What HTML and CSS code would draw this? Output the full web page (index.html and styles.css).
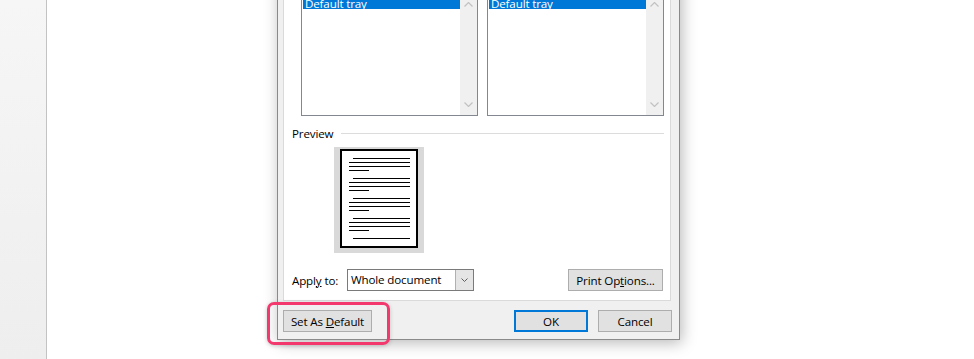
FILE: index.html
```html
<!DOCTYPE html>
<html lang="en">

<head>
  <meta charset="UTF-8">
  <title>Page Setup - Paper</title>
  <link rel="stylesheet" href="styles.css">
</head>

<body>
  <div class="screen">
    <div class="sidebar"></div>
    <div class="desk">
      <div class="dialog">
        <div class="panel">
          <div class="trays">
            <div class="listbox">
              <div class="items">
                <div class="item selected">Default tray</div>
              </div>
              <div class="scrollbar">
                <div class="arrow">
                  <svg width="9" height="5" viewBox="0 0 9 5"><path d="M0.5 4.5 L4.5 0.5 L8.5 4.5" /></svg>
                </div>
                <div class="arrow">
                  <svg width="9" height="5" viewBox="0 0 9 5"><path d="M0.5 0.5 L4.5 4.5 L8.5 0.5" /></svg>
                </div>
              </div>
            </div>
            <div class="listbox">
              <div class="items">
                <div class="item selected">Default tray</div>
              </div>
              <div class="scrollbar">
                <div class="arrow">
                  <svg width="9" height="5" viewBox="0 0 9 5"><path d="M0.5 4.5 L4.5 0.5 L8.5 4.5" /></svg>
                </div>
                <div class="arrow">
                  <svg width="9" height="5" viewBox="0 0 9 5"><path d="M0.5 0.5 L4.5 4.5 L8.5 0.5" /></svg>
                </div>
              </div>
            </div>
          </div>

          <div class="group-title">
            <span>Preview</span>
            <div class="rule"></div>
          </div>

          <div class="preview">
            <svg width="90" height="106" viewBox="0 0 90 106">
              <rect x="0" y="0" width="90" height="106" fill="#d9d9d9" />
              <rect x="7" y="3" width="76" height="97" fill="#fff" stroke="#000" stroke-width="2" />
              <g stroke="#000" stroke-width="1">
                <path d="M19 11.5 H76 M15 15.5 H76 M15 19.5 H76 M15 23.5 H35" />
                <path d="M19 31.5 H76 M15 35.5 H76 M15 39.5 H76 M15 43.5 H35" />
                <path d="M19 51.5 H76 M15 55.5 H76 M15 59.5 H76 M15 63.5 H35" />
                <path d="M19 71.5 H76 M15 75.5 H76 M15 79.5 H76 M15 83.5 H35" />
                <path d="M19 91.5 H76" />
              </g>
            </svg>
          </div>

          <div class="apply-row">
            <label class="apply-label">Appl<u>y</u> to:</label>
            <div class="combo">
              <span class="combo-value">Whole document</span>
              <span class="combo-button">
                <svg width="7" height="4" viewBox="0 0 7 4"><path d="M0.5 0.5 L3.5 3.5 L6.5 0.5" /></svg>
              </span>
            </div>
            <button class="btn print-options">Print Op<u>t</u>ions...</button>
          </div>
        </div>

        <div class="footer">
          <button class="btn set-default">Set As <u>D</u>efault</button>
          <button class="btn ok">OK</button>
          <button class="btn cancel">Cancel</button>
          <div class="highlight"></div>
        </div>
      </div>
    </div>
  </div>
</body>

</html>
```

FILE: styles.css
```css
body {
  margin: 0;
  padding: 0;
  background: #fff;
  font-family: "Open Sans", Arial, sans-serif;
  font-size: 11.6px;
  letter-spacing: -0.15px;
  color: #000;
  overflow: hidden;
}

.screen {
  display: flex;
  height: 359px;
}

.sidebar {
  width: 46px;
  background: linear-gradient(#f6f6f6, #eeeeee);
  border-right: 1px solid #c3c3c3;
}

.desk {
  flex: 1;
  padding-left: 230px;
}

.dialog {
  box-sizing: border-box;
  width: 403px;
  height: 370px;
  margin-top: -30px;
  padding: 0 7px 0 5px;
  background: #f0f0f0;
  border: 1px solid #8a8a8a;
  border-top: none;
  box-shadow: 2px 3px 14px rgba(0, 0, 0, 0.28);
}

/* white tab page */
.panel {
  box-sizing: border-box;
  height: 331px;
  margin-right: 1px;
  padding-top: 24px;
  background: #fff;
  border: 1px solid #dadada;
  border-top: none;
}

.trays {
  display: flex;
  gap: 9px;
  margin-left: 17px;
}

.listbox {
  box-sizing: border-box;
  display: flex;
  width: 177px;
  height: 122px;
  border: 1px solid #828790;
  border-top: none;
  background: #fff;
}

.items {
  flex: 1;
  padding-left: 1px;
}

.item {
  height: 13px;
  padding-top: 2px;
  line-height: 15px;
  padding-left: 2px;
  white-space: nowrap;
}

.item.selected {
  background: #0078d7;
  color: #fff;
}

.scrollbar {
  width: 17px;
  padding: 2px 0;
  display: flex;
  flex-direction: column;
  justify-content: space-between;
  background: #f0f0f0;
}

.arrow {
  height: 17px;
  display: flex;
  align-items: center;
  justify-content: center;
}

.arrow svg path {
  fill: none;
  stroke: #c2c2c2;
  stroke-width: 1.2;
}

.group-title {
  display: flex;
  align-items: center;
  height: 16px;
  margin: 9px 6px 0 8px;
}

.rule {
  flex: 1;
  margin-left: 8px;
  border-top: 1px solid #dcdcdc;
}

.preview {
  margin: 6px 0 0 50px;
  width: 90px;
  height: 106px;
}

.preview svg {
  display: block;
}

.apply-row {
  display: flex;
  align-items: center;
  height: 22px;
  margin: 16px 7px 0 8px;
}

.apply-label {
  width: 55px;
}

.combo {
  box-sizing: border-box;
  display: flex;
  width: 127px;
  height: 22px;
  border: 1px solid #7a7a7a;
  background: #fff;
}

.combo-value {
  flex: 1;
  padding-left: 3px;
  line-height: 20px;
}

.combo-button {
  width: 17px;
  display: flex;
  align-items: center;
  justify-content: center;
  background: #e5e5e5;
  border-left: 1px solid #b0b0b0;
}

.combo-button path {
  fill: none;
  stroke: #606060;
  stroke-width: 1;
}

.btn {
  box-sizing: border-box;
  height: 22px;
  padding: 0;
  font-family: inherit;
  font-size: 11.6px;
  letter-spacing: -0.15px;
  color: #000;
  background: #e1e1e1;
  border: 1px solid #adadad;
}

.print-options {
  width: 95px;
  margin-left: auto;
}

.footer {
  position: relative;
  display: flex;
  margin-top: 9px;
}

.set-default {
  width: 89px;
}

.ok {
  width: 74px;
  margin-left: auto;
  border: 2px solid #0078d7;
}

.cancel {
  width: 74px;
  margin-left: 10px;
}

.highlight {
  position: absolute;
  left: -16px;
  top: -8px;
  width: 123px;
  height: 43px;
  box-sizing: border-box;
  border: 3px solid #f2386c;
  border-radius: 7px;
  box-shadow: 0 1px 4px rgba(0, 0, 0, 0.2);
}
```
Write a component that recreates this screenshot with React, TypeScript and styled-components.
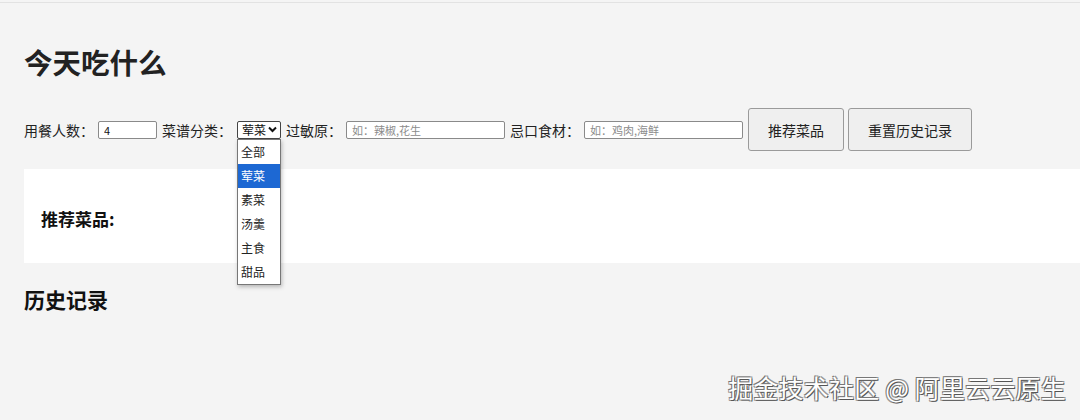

####################

**Task to carry out:** Output all of the records exactly as they appear above, but not the pictures.

**Answer:**
What HTML and CSS code would draw this? Output the full web page (index.html and styles.css).
FILE: index.html
```html
<!DOCTYPE html>
<html lang="en">

<head>
  <meta charset="UTF-8">
  <title>Page Setup - Paper</title>
  <link rel="stylesheet" href="styles.css">
</head>

<body>
  <div class="screen">
    <div class="sidebar"></div>
    <div class="desk">
      <div class="dialog">
        <div class="panel">
          <div class="trays">
            <div class="listbox">
              <div class="items">
                <div class="item selected">Default tray</div>
              </div>
              <div class="scrollbar">
                <div class="arrow">
                  <svg width="9" height="5" viewBox="0 0 9 5"><path d="M0.5 4.5 L4.5 0.5 L8.5 4.5" /></svg>
                </div>
                <div class="arrow">
                  <svg width="9" height="5" viewBox="0 0 9 5"><path d="M0.5 0.5 L4.5 4.5 L8.5 0.5" /></svg>
                </div>
              </div>
            </div>
            <div class="listbox">
              <div class="items">
                <div class="item selected">Default tray</div>
              </div>
              <div class="scrollbar">
                <div class="arrow">
                  <svg width="9" height="5" viewBox="0 0 9 5"><path d="M0.5 4.5 L4.5 0.5 L8.5 4.5" /></svg>
                </div>
                <div class="arrow">
                  <svg width="9" height="5" viewBox="0 0 9 5"><path d="M0.5 0.5 L4.5 4.5 L8.5 0.5" /></svg>
                </div>
              </div>
            </div>
          </div>

          <div class="group-title">
            <span>Preview</span>
            <div class="rule"></div>
          </div>

          <div class="preview">
            <svg width="90" height="106" viewBox="0 0 90 106">
              <rect x="0" y="0" width="90" height="106" fill="#d9d9d9" />
              <rect x="7" y="3" width="76" height="97" fill="#fff" stroke="#000" stroke-width="2" />
              <g stroke="#000" stroke-width="1">
                <path d="M19 11.5 H76 M15 15.5 H76 M15 19.5 H76 M15 23.5 H35" />
                <path d="M19 31.5 H76 M15 35.5 H76 M15 39.5 H76 M15 43.5 H35" />
                <path d="M19 51.5 H76 M15 55.5 H76 M15 59.5 H76 M15 63.5 H35" />
                <path d="M19 71.5 H76 M15 75.5 H76 M15 79.5 H76 M15 83.5 H35" />
                <path d="M19 91.5 H76" />
              </g>
            </svg>
          </div>

          <div class="apply-row">
            <label class="apply-label">Appl<u>y</u> to:</label>
            <div class="combo">
              <span class="combo-value">Whole document</span>
              <span class="combo-button">
                <svg width="7" height="4" viewBox="0 0 7 4"><path d="M0.5 0.5 L3.5 3.5 L6.5 0.5" /></svg>
              </span>
            </div>
            <button class="btn print-options">Print Op<u>t</u>ions...</button>
          </div>
        </div>

        <div class="footer">
          <button class="btn set-default">Set As <u>D</u>efault</button>
          <button class="btn ok">OK</button>
          <button class="btn cancel">Cancel</button>
          <div class="highlight"></div>
        </div>
      </div>
    </div>
  </div>
</body>

</html>
```

FILE: styles.css
```css
body {
  margin: 0;
  padding: 0;
  background: #fff;
  font-family: "Open Sans", Arial, sans-serif;
  font-size: 11.6px;
  letter-spacing: -0.15px;
  color: #000;
  overflow: hidden;
}

.screen {
  display: flex;
  height: 359px;
}

.sidebar {
  width: 46px;
  background: linear-gradient(#f6f6f6, #eeeeee);
  border-right: 1px solid #c3c3c3;
}

.desk {
  flex: 1;
  padding-left: 230px;
}

.dialog {
  box-sizing: border-box;
  width: 403px;
  height: 370px;
  margin-top: -30px;
  padding: 0 7px 0 5px;
  background: #f0f0f0;
  border: 1px solid #8a8a8a;
  border-top: none;
  box-shadow: 2px 3px 14px rgba(0, 0, 0, 0.28);
}

/* white tab page */
.panel {
  box-sizing: border-box;
  height: 331px;
  margin-right: 1px;
  padding-top: 24px;
  background: #fff;
  border: 1px solid #dadada;
  border-top: none;
}

.trays {
  display: flex;
  gap: 9px;
  margin-left: 17px;
}

.listbox {
  box-sizing: border-box;
  display: flex;
  width: 177px;
  height: 122px;
  border: 1px solid #828790;
  border-top: none;
  background: #fff;
}

.items {
  flex: 1;
  padding-left: 1px;
}

.item {
  height: 13px;
  padding-top: 2px;
  line-height: 15px;
  padding-left: 2px;
  white-space: nowrap;
}

.item.selected {
  background: #0078d7;
  color: #fff;
}

.scrollbar {
  width: 17px;
  padding: 2px 0;
  display: flex;
  flex-direction: column;
  justify-content: space-between;
  background: #f0f0f0;
}

.arrow {
  height: 17px;
  display: flex;
  align-items: center;
  justify-content: center;
}

.arrow svg path {
  fill: none;
  stroke: #c2c2c2;
  stroke-width: 1.2;
}

.group-title {
  display: flex;
  align-items: center;
  height: 16px;
  margin: 9px 6px 0 8px;
}

.rule {
  flex: 1;
  margin-left: 8px;
  border-top: 1px solid #dcdcdc;
}

.preview {
  margin: 6px 0 0 50px;
  width: 90px;
  height: 106px;
}

.preview svg {
  display: block;
}

.apply-row {
  display: flex;
  align-items: center;
  height: 22px;
  margin: 16px 7px 0 8px;
}

.apply-label {
  width: 55px;
}

.combo {
  box-sizing: border-box;
  display: flex;
  width: 127px;
  height: 22px;
  border: 1px solid #7a7a7a;
  background: #fff;
}

.combo-value {
  flex: 1;
  padding-left: 3px;
  line-height: 20px;
}

.combo-button {
  width: 17px;
  display: flex;
  align-items: center;
  justify-content: center;
  background: #e5e5e5;
  border-left: 1px solid #b0b0b0;
}

.combo-button path {
  fill: none;
  stroke: #606060;
  stroke-width: 1;
}

.btn {
  box-sizing: border-box;
  height: 22px;
  padding: 0;
  font-family: inherit;
  font-size: 11.6px;
  letter-spacing: -0.15px;
  color: #000;
  background: #e1e1e1;
  border: 1px solid #adadad;
}

.print-options {
  width: 95px;
  margin-left: auto;
}

.footer {
  position: relative;
  display: flex;
  margin-top: 9px;
}

.set-default {
  width: 89px;
}

.ok {
  width: 74px;
  margin-left: auto;
  border: 2px solid #0078d7;
}

.cancel {
  width: 74px;
  margin-left: 10px;
}

.highlight {
  position: absolute;
  left: -16px;
  top: -8px;
  width: 123px;
  height: 43px;
  box-sizing: border-box;
  border: 3px solid #f2386c;
  border-radius: 7px;
  box-shadow: 0 1px 4px rgba(0, 0, 0, 0.2);
}
```
Write a component that recreates this screenshot with React, TypeScript and styled-components.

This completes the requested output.